OTC50

#106 D-DAY

PETER THOMAS BUSCH on the beachhead

#106

HUMANITY LEARNED A NOT SOON FORGOTTEN LESSON THAT DAY

By PETER THOMAS BUSCH

T

he forward movement of people across the channel waters was made possible by the machines.

Operation Neptune involved the transportation by machines of machines and ground personal for the D-Day landings on June 6, 1944. America had sent 200 warships and 865 landing craft. 14000 Canadian troops landed among the 170,000 soldiers storming the beeches from the land, sea and air.

But there was more, so much more as not to be believed without recuring remembrances.

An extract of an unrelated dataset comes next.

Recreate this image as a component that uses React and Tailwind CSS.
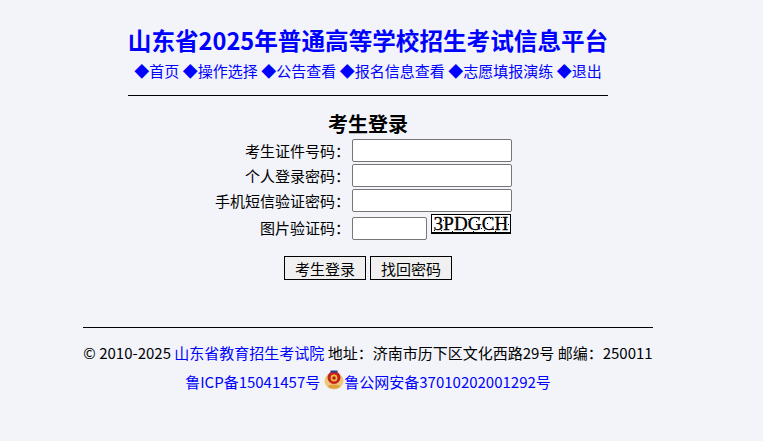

British Prime Minister Winston Churchill, General Dwight D. Eisenhower, General Bernard Montgomery (Winston, Ike, Monty) will be remembered in the historical record, but so will the men and women that spent long hours tossing and turning during the planning phase of D-Day. Just contemplating the invasion must have been almost unimaginable, the scale of the endeavour at the time was just so grand.

Normandy was further away from Portsmouth than Calais, more dangerous, better defended but less predictable.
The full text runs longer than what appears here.